Ce document isolé  ne fait pas partie du fonds des archives communales de LOUPIAN, déposé depuis quelques années aux Archives départementales de l’Hérault. Mais l’écriture du scripteur ne fait aucun doute, même pour de non-spécialistes en graphologie : c’est le secrétaire greffier de la communauté, Assas, qui a réalisé cette transcription, attribuée par tradition orale jusqu’à aujourd’hui à Renouvier, avocat et notable de LOUPIAN, dont on possède d’ailleurs dans les registres de délibération des exemples d’écriture et de signatures, qui ne correspondent pas aux graphes d’Assas.

Si on compare le Cahier de l’assemblée du tiers état du lieu de Loupian au diocèse d’Agde, sénéchaussée de Béziers aux autres cahiers que nous avons retrouvés, on constate immédiatement qu’il ne porte aucun signe d’authentification : il n’est pas incorporé, comme nous venons de le voir, dans un cahier ou registre de délibérations, comme c’est le cas pour Puissalicon, Cazouls-lès-Béziers, Lespignan, Sérignan, Baillargues, Frontignan, Lunel, Poussan ; il ne porte pas les signatures des membres de l’assemblée électorale qui l’aurait composé ou approuvé, comme à Mèze, Saint-Gervais, Saint-Saturnin, Fabrègues, Le Caila ; il ne fait pas partie des liasses gardées dans les coffres d’archives, comme à Aimargues, où alternent les écritures du premier consul maire Londès et de son correspondant nîmois Vincens le fils, ni des cahiers expédiés directement à Versailles, comme celui de Joncels, ou conservés dans les archives de l’Intendance, tel celui d’Aigues-Mortes ; il ne peut pas davantage être comparé aux cahiers incomplets de Nézignan-l’Évêque, Saint-Maurice-de-Navacelles, rongés par les rats ou l’humidité, ou à celui de Clermont-Lodève, qui parait n’être qu’un brouillon, inachevé, dont l’écriture change en cours de rédaction, comme celui de Sommières, apparemment complet, qui sont conservés dans les liasses « révolutionnaires » des fonds départementaux ou municipaux. On a affaire, avec le cahier de LOUPIAN, à un cahier complet, soigneusement mis en forme, dont on peut bien penser qu’il est le cahier authentique de la communauté, dont un témoin a voulu garder la trace par une copie parfaite, effectuée par le greffier du lieu.
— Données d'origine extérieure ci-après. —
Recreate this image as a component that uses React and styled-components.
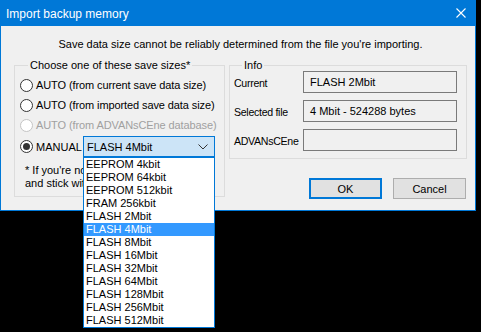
import React from 'react';
import styled, { createGlobalStyle } from 'styled-components';

const sizes = [
    'EEPROM 4kbit',
    'EEPROM 64kbit',
    'EEPROM 512kbit',
    'FRAM 256kbit',
    'FLASH 2Mbit',
    'FLASH 4Mbit',
    'FLASH 8Mbit',
    'FLASH 16Mbit',
    'FLASH 32Mbit',
    'FLASH 64Mbit',
    'FLASH 128Mbit',
    'FLASH 256Mbit',
    'FLASH 512Mbit',
];

const GlobalStyle = createGlobalStyle`
    html, body {
        margin: 0;
        padding: 0;
        background: #000000;
    }
    body {
        width: 481px;
        height: 332px;
        overflow: hidden;
        font-family: "Liberation Sans", Arial, sans-serif;
        font-size: 11px;
        color: #000000;
    }
    * {
        box-sizing: border-box;
    }
`

const Radio = ({ checked, disabled }) => (
    <RadioDot disabled={disabled}>
        {checked ? <RadioFill /> : null}
    </RadioDot>
)

export default function App() {
    return (
        <>
            <GlobalStyle />
            <Window>
                <TitleBar>
                    <Title>Import backup memory</Title>
                    <CloseButton>
                        <svg width="10" height="10" viewBox="0 0 10 10">
                            <path d="M0.5 0.5 L9.5 9.5 M9.5 0.5 L0.5 9.5" stroke="#ffffff" strokeWidth="1.1" fill="none" />
                        </svg>
                    </CloseButton>
                </TitleBar>
                <Client>
                    <Message>Save data size cannot be reliably determined from the file you're importing.</Message>
                    <Columns>
                        <SizeGroup>
                            <Legend>Choose one of these save sizes*</Legend>
                            <RadioList>
                                <RadioRow><Radio />AUTO (from current save data size)</RadioRow>
                                <RadioRow><Radio />AUTO (from imported save data size)</RadioRow>
                                <RadioRow disabled><Radio disabled />AUTO (from ADVANsCEne database)</RadioRow>
                                <ManualRow>
                                    <ManualLabel><Radio checked />MANUAL</ManualLabel>
                                    <Combo>
                                        <ComboValue>FLASH 4Mbit</ComboValue>
                                        <svg width="10" height="6" viewBox="0 0 10 6">
                                            <path d="M0.5 0.5 L5 5 L9.5 0.5" stroke="#333333" strokeWidth="1" fill="none" />
                                        </svg>
                                        <DropList>
                                            {sizes.map((s) => (
                                                <DropItem key={s} selected={s === 'FLASH 4Mbit'}>{s}</DropItem>
                                            ))}
                                        </DropList>
                                    </Combo>
                                </ManualRow>
                            </RadioList>
                            <Note>
                                <NoteLine>* If you're not sure what to pick,</NoteLine>
                                <NoteLine>and stick with the AUTO options.</NoteLine>
                            </Note>
                        </SizeGroup>
                        <RightColumn>
                            <InfoGroup>
                                <Legend>Info</Legend>
                                <InfoGrid>
                                    <InfoLabel>Current</InfoLabel>
                                    <Field>FLASH 2Mbit</Field>
                                    <InfoLabel>Selected file</InfoLabel>
                                    <Field>4 Mbit - 524288 bytes</Field>
                                    <InfoLabel>ADVANsCEne</InfoLabel>
                                    <Field></Field>
                                </InfoGrid>
                            </InfoGroup>
                            <Buttons>
                                <Button primary>OK</Button>
                                <Button>Cancel</Button>
                            </Buttons>
                        </RightColumn>
                    </Columns>
                </Client>
            </Window>
        </>
    )
}

const Window = styled.div`
    width: 476px;
    height: 211px;
    border: 1px solid #0078d7;
    border-top: none;
    background: #f0f0f0;
    display: flex;
    flex-direction: column;
`

const TitleBar = styled.div`
    height: 26px;
    margin: 0 -1px;
    background: #0078d7;
    display: flex;
    align-items: center;
    justify-content: space-between;
    padding: 0 10px 0 6px;
`

const Title = styled.div`
    color: #ffffff;
    font-size: 12px;
    padding-top: 1px;
`

const CloseButton = styled.div`
    display: flex;
    align-items: center;
`

const Client = styled.div`
    flex: 1;
    padding: 0 8px 0 13px;
    display: flex;
    flex-direction: column;
`

const Message = styled.div`
    text-align: center;
    line-height: 16px;
    padding: 10px 0 7px;
`

const Columns = styled.div`
    display: flex;
    gap: 4px;
    align-items: flex-start;
`

const Group = styled.fieldset`
    margin: 0;
    padding: 0;
    border: 1px solid #dcdcdc;
    min-width: 0;
`

const Legend = styled.legend`
    margin-left: 8px;
    padding: 0 2px;
    line-height: 13px;
    white-space: nowrap;
`

const SizeGroup = styled(Group)`
    width: 211px;
    height: 138px;
    padding: 0 5px 0 5px;
`

const RadioList = styled.div`
    display: flex;
    flex-direction: column;
    padding-top: 3px;
`

const RadioRow = styled.div`
    display: flex;
    align-items: center;
    gap: 3px;
    height: 20px;
    white-space: nowrap;
    letter-spacing: -0.1px;
    color: ${props => props.disabled ? '#a0a0a0' : '#000000'};
`

const RadioDot = styled.span`
    width: 13px;
    height: 13px;
    border-radius: 50%;
    border: 1px solid ${props => props.disabled ? '#c4c4c4' : '#333333'};
    background: #ffffff;
    display: flex;
    align-items: center;
    justify-content: center;
    flex: none;
`

const RadioFill = styled.span`
    width: 7px;
    height: 7px;
    border-radius: 50%;
    background: #333333;
`

const ManualRow = styled.div`
    display: flex;
    align-items: center;
    height: 21px;
    margin-top: 1px;
`

const ManualLabel = styled.div`
    display: flex;
    align-items: center;
    gap: 3px;
    width: 63px;
`

const Combo = styled.div`
    position: relative;
    width: 132px;
    height: 21px;
    border: 1px solid #0078d7;
    background: #cce4f7;
    display: flex;
    align-items: center;
    justify-content: space-between;
    padding: 0 6px 0 3px;
`

const ComboValue = styled.span`
    padding-top: 1px;
`

const DropList = styled.div`
    position: absolute;
    left: -1px;
    top: 20px;
    width: 132px;
    border: 1px solid #0078d7;
    background: #ffffff;
    z-index: 10;
`

const DropItem = styled.div`
    height: 13px;
    line-height: 13px;
    padding-left: 2px;
    background: ${props => props.selected ? '#3399ff' : '#ffffff'};
    color: ${props => props.selected ? '#ffffff' : '#000000'};
    white-space: nowrap;
`

const Note = styled.div`
    margin-top: 7px;
    padding-left: 5px;
    line-height: 13px;
`

const NoteLine = styled.div`
    white-space: nowrap;
`

const RightColumn = styled.div`
    width: 238px;
    display: flex;
    flex-direction: column;
`

const InfoGroup = styled(Group)`
    height: 100px;
    padding: 0 8px 5px 4px;
`

const InfoGrid = styled.div`
    display: grid;
    grid-template-columns: 69px 154px;
    grid-auto-rows: 22px;
    row-gap: 7px;
    align-items: center;
    margin-top: -1px;
`

const InfoLabel = styled.div`
    padding-top: 1px;
    white-space: nowrap;
    font-size: 10.6px;
    letter-spacing: -0.3px;
`

const Field = styled.div`
    height: 22px;
    border: 1px solid #7a7a7a;
    background: #f0f0f0;
    padding: 3px 0 0 6px;
    line-height: 14px;
`

const Buttons = styled.div`
    display: flex;
    justify-content: flex-end;
    gap: 11px;
    margin-top: 19px;
    padding-right: 1px;
`

const Button = styled.div`
    width: 73px;
    height: 21px;
    display: flex;
    align-items: center;
    justify-content: center;
    background: #e1e1e1;
    border: ${props => props.primary ? '2px solid #0078d7' : '1px solid #adadad'};
`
« Enfin, nous avons remis à M. Rey, du consentement de ses codéputés, le cahier général des doléances de l’ordre du tiers-état, celui des marchands-fabriquants de drap de la province, qui a été joint à ce cahier général ; les divers cahiers particuliers des doléances de toutes les villes, bourgs et communautés de notre ressort, consistant en cent quatre-vingt-seize pièces différentes, le cahier des instructions données aux députés de cet ordre, et un extrait de nos procès-verbaux » : ces quelques lignes qui terminent le long Procès-verbal dressé par le juge mage de Béziers Gleises de Lablanque, président de l’assemblée du tiers état, enlèvent tout espoir de comparaison entre le cahier de LOUPIAN, tel qu’il se présente, et l’original « en forme » emporté à Versailles par les députés biterrois, vite dépassés par les événements, et qui n’ont plus bientôt besoin de conserver entre leurs mains des reliques d’un Ancien Régime qu’ils détruisent.
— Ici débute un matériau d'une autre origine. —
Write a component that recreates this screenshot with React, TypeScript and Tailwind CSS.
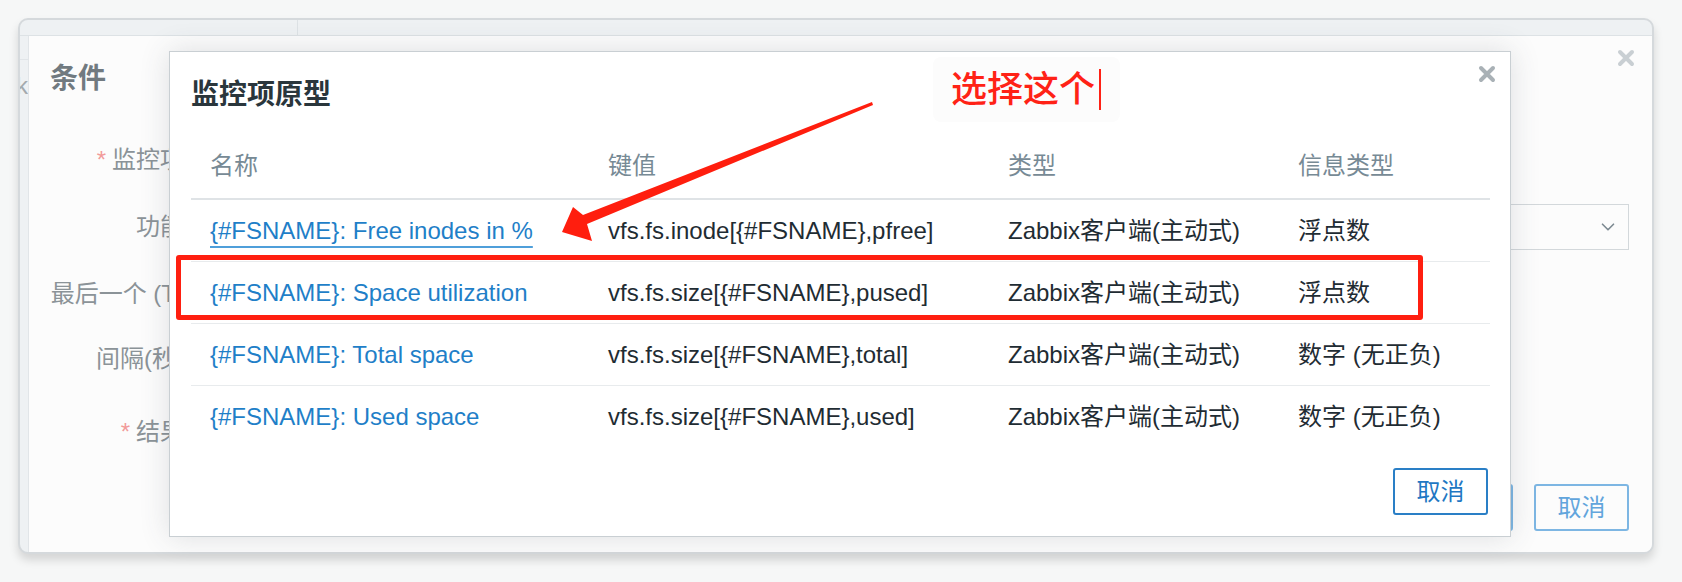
import { ChevronDown } from "lucide-react";

const rows = [
  { name: "{#FSNAME}: Free inodes in %", key: "vfs.fs.inode[{#FSNAME},pfree]", type: "Zabbix客户端(主动式)", info: "浮点数", hover: true },
  { name: "{#FSNAME}: Space utilization", key: "vfs.fs.size[{#FSNAME},pused]", type: "Zabbix客户端(主动式)", info: "浮点数" },
  { name: "{#FSNAME}: Total space", key: "vfs.fs.size[{#FSNAME},total]", type: "Zabbix客户端(主动式)", info: "数字 (无正负)" },
  { name: "{#FSNAME}: Used space", key: "vfs.fs.size[{#FSNAME},used]", type: "Zabbix客户端(主动式)", info: "数字 (无正负)", last: true },
];

function CloseX({ className }: { className: string }) {
  return (
    <svg width="18" height="18" viewBox="0 0 18 18" className={className}>
      <path d="M3 3 L15 15 M15 3 L3 15" stroke="currentColor" strokeWidth="4" strokeLinecap="round" />
    </svg>
  );
}

function BackDialog() {
  return (
    <div className="relative flex-1 flex flex-col bg-[#fcfcfc] pl-[21px] pr-[23px] pb-[21px]">
      {/* close */}
      <CloseX className="absolute right-[17px] top-[13px] text-[#c9cfd3]" />

      {/* title */}
      <div className="pt-[25px] text-[28px] leading-[36px] font-bold text-[#717a80]">条件</div>

      {/* form */}
      <div className="mt-[40px] flex flex-col gap-[21px] -ml-[21px]">
        <div className="flex items-center h-[46px]">
          <div className="w-[155px] text-right text-[24px] text-[#8b9398]">
            <span className="text-[#f29a9a] mr-[6px]">*</span>监控项
          </div>
        </div>
        <div className="flex items-center h-[46px]">
          <div className="w-[155px] text-right text-[24px] text-[#8b9398]">功能</div>
          <div className="ml-[16px] flex-1 h-[46px] border border-[#d3d8db] flex items-center justify-end pr-[9px]">
            <ChevronDown size={22} strokeWidth={1.8} className="text-[#7d8a92]" />
          </div>
        </div>
        <div className="flex items-center h-[46px]">
          <div className="w-[155px] text-right text-[24px] text-[#8b9398] whitespace-nowrap">最后一个 (T)</div>
        </div>
        <div className="flex items-center h-[42px]">
          <div className="w-[155px] text-right text-[24px] text-[#8b9398]">间隔(秒)</div>
        </div>
        <div className="flex items-center h-[46px] mt-[8px]">
          <div className="w-[155px] text-right text-[24px] text-[#8b9398]">
            <span className="text-[#f29a9a] mr-[6px]">*</span>结果
          </div>
        </div>
      </div>

      {/* buttons */}
      <div className="mt-auto flex justify-end gap-[21px]">
        <div className="w-[95px] h-[47px] rounded-[3px] border-2 border-[#7db6e3]" />
        <div className="w-[95px] h-[47px] rounded-[3px] border-2 border-[#7db6e3] flex items-center justify-center text-[24px] text-[#62a5dc]">
          取消
        </div>
      </div>
    </div>
  );
}

function FrontDialog() {
  return (
    <div className="absolute left-[169px] top-[51px] w-[1342px] h-[486px] bg-white border border-[#c9cfd3] shadow-[0_0_28px_rgba(60,70,80,0.16)] flex flex-col px-[21px]">
      <CloseX className="absolute right-[14px] top-[13px] text-[#a9b1b6]" />

      <div className="pt-[25px] text-[28px] leading-[36px] font-bold text-[#2a363c]">监控项原型</div>

      <div className="mt-[21px] w-[1299px]">
        <div className="grid grid-cols-[398px_400px_290px_211px] h-[66px] items-center border-b-2 border-[#dfe3e6] text-[24px] text-[#778a95]">
          <div className="pl-[19px]">名称</div>
          <div className="pl-[19px]">键值</div>
          <div className="pl-[19px]">类型</div>
          <div className="pl-[19px]">信息类型</div>
        </div>
        {rows.map((r) => (
          <div
            key={r.key}
            className={`grid grid-cols-[398px_400px_290px_211px] h-[62px] items-center text-[24px] text-[#1f2c33] whitespace-nowrap ${r.last ? "" : "border-b border-[#e8ebed]"}`}
          >
            <div className="pl-[19px]">
              <span className={r.hover ? "text-[#1f7fc8] underline decoration-2 decoration-[#4f9fda] underline-offset-[7px]" : "text-[#1f7fc8]"}>
                {r.name}
              </span>
            </div>
            <div className="pl-[19px]">{r.key}</div>
            <div className="pl-[19px]">{r.type}</div>
            <div className="pl-[19px]">{r.info}</div>
          </div>
        ))}
      </div>

      <div className="mt-[20px] flex justify-end pr-px">
        <div className="w-[95px] h-[47px] rounded-[3px] border-2 border-[#2a7fc6] flex items-center justify-center text-[24px] text-[#1f78c3]">
          取消
        </div>
      </div>
    </div>
  );
}

export default function App() {
  return (
    <div className="relative w-[1682px] h-[582px] overflow-hidden bg-[#f6f7f7] font-['Liberation_Sans','Noto_Sans_CJK_SC',sans-serif]">
      {/* window frame */}
      <div className="absolute left-[18px] top-[18px] w-[1636px] h-[536px] rounded-[10px] border-2 border-[#d5d9dc] bg-[#eef1f3] shadow-[0_6px_10px_rgba(0,0,0,0.14)] overflow-hidden flex flex-col">
        <div className="h-[16px] flex border-b border-[#dde2e5]">
          <div className="w-[278px] border-r border-[#dde2e5]" />
        </div>
        <div className="flex flex-1">
          <div className="w-[9px] flex flex-col border-r border-[#e1e5e8] overflow-hidden">
            <div className="h-[24px] border-b border-[#e1e5e8]" />
            <div className="mt-[14px] text-[24px] leading-none text-[#a3aaae] -ml-[4px]">k</div>
          </div>
          <BackDialog />
        </div>
      </div>

      <FrontDialog />

      {/* annotation: highlight box */}
      <div className="absolute left-[176px] top-[255px] w-[1247px] h-[65px] border-[5px] border-[#ff1f10] rounded-[3px]" />

      {/* annotation: text */}
      <div className="absolute left-[933px] top-[57px] w-[187px] h-[65px] rounded-[8px] bg-[#fcfcfc] flex items-center pl-[18px]">
        <span className="text-[36px] leading-none font-medium text-[#ff2216]">选择这个</span>
        <span className="ml-[4px] w-[2px] h-[41px] bg-[#ff2216]" />
      </div>

      {/* annotation: arrow */}
      <svg className="absolute left-0 top-0 pointer-events-none" width="1682" height="582" viewBox="0 0 1682 582">
        <polygon
          points="562,232 573,207 583,215 872,102 873,105 587,224 592,241"
          fill="#ff1e0e"
        />
      </svg>
    </div>
  );
}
Cette découverte et la disparition de l’original – qui lui était peut-être identique – doivent-elles empêcher le chercheur d’aller plus loin ? Déjà, le titre, puis le préambule et les trois parties annoncées, ont un air de déjà-vu : le « cahier-modèle » du diocèse d’Agde, le cahier de Mèze, celui de Nézignan-l’Évêque, quoique incomplet, et celui de Pézenas. Nous avions rencontré, il y a une dizaine d’années, une copie manuscrite – incomplète – du « cahier-modèle », puis des exemplaires imprimés de ce même cahier – avec des corrections manuscrites – dans les archives communales d’Agde et de Beaucaire, et dans celles de Carcassonne, déposées aux Archives départementales de l’Aude.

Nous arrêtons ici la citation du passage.